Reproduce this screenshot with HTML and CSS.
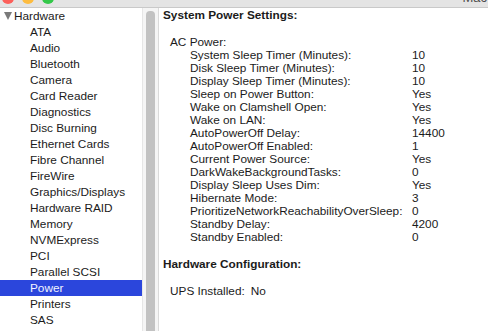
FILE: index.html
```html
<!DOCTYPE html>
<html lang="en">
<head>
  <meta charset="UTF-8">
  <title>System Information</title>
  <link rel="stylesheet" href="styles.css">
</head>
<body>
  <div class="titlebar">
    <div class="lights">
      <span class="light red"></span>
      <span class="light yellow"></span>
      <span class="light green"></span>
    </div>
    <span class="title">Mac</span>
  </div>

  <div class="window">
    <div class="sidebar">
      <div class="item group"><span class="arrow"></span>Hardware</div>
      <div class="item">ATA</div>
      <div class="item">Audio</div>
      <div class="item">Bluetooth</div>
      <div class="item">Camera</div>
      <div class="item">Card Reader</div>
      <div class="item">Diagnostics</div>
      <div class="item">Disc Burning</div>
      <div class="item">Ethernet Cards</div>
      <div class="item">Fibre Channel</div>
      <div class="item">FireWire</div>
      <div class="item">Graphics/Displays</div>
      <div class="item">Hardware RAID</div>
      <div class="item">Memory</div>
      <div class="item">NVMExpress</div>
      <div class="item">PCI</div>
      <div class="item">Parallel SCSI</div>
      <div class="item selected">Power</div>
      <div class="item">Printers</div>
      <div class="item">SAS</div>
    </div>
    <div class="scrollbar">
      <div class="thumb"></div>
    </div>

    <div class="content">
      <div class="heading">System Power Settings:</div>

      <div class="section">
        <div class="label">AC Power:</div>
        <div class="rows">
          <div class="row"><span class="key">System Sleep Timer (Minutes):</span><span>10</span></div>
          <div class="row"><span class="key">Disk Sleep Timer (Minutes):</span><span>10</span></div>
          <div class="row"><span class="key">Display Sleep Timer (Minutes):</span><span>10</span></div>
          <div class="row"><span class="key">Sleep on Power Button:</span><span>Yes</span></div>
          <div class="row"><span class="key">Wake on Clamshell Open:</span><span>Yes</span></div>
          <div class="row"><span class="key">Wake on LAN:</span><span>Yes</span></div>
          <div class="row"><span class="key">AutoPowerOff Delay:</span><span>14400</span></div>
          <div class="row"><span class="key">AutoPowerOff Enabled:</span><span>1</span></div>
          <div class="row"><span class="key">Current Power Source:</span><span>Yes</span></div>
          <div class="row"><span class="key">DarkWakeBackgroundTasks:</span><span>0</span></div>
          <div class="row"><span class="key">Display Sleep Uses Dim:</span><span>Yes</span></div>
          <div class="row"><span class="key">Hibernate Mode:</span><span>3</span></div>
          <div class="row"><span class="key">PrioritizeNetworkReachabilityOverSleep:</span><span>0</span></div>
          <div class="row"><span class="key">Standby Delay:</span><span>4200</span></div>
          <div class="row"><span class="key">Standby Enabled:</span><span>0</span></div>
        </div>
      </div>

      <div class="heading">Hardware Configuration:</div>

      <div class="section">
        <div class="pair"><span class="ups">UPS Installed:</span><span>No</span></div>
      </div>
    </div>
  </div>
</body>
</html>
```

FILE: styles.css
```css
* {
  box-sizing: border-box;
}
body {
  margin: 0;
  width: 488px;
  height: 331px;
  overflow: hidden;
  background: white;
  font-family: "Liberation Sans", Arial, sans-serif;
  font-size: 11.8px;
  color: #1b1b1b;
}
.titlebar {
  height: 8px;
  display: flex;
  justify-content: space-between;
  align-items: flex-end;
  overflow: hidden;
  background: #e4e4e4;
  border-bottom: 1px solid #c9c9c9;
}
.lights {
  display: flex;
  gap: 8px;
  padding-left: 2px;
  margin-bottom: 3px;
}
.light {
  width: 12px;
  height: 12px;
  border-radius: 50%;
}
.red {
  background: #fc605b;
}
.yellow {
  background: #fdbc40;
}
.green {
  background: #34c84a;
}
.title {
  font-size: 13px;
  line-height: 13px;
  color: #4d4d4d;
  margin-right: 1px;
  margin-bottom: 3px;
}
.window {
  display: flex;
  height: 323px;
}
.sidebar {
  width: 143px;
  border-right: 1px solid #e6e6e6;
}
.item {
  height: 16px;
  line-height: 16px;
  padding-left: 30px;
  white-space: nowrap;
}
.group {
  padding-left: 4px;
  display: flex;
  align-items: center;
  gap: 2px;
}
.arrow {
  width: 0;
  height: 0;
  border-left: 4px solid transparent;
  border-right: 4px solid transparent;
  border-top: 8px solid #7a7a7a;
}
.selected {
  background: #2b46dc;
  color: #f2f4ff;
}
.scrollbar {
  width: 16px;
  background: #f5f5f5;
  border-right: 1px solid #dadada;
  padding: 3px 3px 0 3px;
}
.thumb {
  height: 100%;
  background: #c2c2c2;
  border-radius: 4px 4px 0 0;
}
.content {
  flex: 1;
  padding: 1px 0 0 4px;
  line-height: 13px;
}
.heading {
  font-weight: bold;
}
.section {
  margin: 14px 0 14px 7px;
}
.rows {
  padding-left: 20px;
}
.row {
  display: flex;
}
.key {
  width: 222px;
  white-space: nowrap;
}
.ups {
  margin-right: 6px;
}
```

^^^^^^^^

- _REQUEST_
Restate the listing above word for word, and skip the pictures.

- _OUTPUT FOR THIS TASK_
Reproduce this screenshot with HTML and CSS.
FILE: index.html
```html
<!DOCTYPE html>
<html lang="en">
<head>
  <meta charset="UTF-8">
  <title>System Information</title>
  <link rel="stylesheet" href="styles.css">
</head>
<body>
  <div class="titlebar">
    <div class="lights">
      <span class="light red"></span>
      <span class="light yellow"></span>
      <span class="light green"></span>
    </div>
    <span class="title">Mac</span>
  </div>

  <div class="window">
    <div class="sidebar">
      <div class="item group"><span class="arrow"></span>Hardware</div>
      <div class="item">ATA</div>
      <div class="item">Audio</div>
      <div class="item">Bluetooth</div>
      <div class="item">Camera</div>
      <div class="item">Card Reader</div>
      <div class="item">Diagnostics</div>
      <div class="item">Disc Burning</div>
      <div class="item">Ethernet Cards</div>
      <div class="item">Fibre Channel</div>
      <div class="item">FireWire</div>
      <div class="item">Graphics/Displays</div>
      <div class="item">Hardware RAID</div>
      <div class="item">Memory</div>
      <div class="item">NVMExpress</div>
      <div class="item">PCI</div>
      <div class="item">Parallel SCSI</div>
      <div class="item selected">Power</div>
      <div class="item">Printers</div>
      <div class="item">SAS</div>
    </div>
    <div class="scrollbar">
      <div class="thumb"></div>
    </div>

    <div class="content">
      <div class="heading">System Power Settings:</div>

      <div class="section">
        <div class="label">AC Power:</div>
        <div class="rows">
          <div class="row"><span class="key">System Sleep Timer (Minutes):</span><span>10</span></div>
          <div class="row"><span class="key">Disk Sleep Timer (Minutes):</span><span>10</span></div>
          <div class="row"><span class="key">Display Sleep Timer (Minutes):</span><span>10</span></div>
          <div class="row"><span class="key">Sleep on Power Button:</span><span>Yes</span></div>
          <div class="row"><span class="key">Wake on Clamshell Open:</span><span>Yes</span></div>
          <div class="row"><span class="key">Wake on LAN:</span><span>Yes</span></div>
          <div class="row"><span class="key">AutoPowerOff Delay:</span><span>14400</span></div>
          <div class="row"><span class="key">AutoPowerOff Enabled:</span><span>1</span></div>
          <div class="row"><span class="key">Current Power Source:</span><span>Yes</span></div>
          <div class="row"><span class="key">DarkWakeBackgroundTasks:</span><span>0</span></div>
          <div class="row"><span class="key">Display Sleep Uses Dim:</span><span>Yes</span></div>
          <div class="row"><span class="key">Hibernate Mode:</span><span>3</span></div>
          <div class="row"><span class="key">PrioritizeNetworkReachabilityOverSleep:</span><span>0</span></div>
          <div class="row"><span class="key">Standby Delay:</span><span>4200</span></div>
          <div class="row"><span class="key">Standby Enabled:</span><span>0</span></div>
        </div>
      </div>

      <div class="heading">Hardware Configuration:</div>

      <div class="section">
        <div class="pair"><span class="ups">UPS Installed:</span><span>No</span></div>
      </div>
    </div>
  </div>
</body>
</html>
```

FILE: styles.css
```css
* {
  box-sizing: border-box;
}
body {
  margin: 0;
  width: 488px;
  height: 331px;
  overflow: hidden;
  background: white;
  font-family: "Liberation Sans", Arial, sans-serif;
  font-size: 11.8px;
  color: #1b1b1b;
}
.titlebar {
  height: 8px;
  display: flex;
  justify-content: space-between;
  align-items: flex-end;
  overflow: hidden;
  background: #e4e4e4;
  border-bottom: 1px solid #c9c9c9;
}
.lights {
  display: flex;
  gap: 8px;
  padding-left: 2px;
  margin-bottom: 3px;
}
.light {
  width: 12px;
  height: 12px;
  border-radius: 50%;
}
.red {
  background: #fc605b;
}
.yellow {
  background: #fdbc40;
}
.green {
  background: #34c84a;
}
.title {
  font-size: 13px;
  line-height: 13px;
  color: #4d4d4d;
  margin-right: 1px;
  margin-bottom: 3px;
}
.window {
  display: flex;
  height: 323px;
}
.sidebar {
  width: 143px;
  border-right: 1px solid #e6e6e6;
}
.item {
  height: 16px;
  line-height: 16px;
  padding-left: 30px;
  white-space: nowrap;
}
.group {
  padding-left: 4px;
  display: flex;
  align-items: center;
  gap: 2px;
}
.arrow {
  width: 0;
  height: 0;
  border-left: 4px solid transparent;
  border-right: 4px solid transparent;
  border-top: 8px solid #7a7a7a;
}
.selected {
  background: #2b46dc;
  color: #f2f4ff;
}
.scrollbar {
  width: 16px;
  background: #f5f5f5;
  border-right: 1px solid #dadada;
  padding: 3px 3px 0 3px;
}
.thumb {
  height: 100%;
  background: #c2c2c2;
  border-radius: 4px 4px 0 0;
}
.content {
  flex: 1;
  padding: 1px 0 0 4px;
  line-height: 13px;
}
.heading {
  font-weight: bold;
}
.section {
  margin: 14px 0 14px 7px;
}
.rows {
  padding-left: 20px;
}
.row {
  display: flex;
}
.key {
  width: 222px;
  white-space: nowrap;
}
.ups {
  margin-right: 6px;
}
```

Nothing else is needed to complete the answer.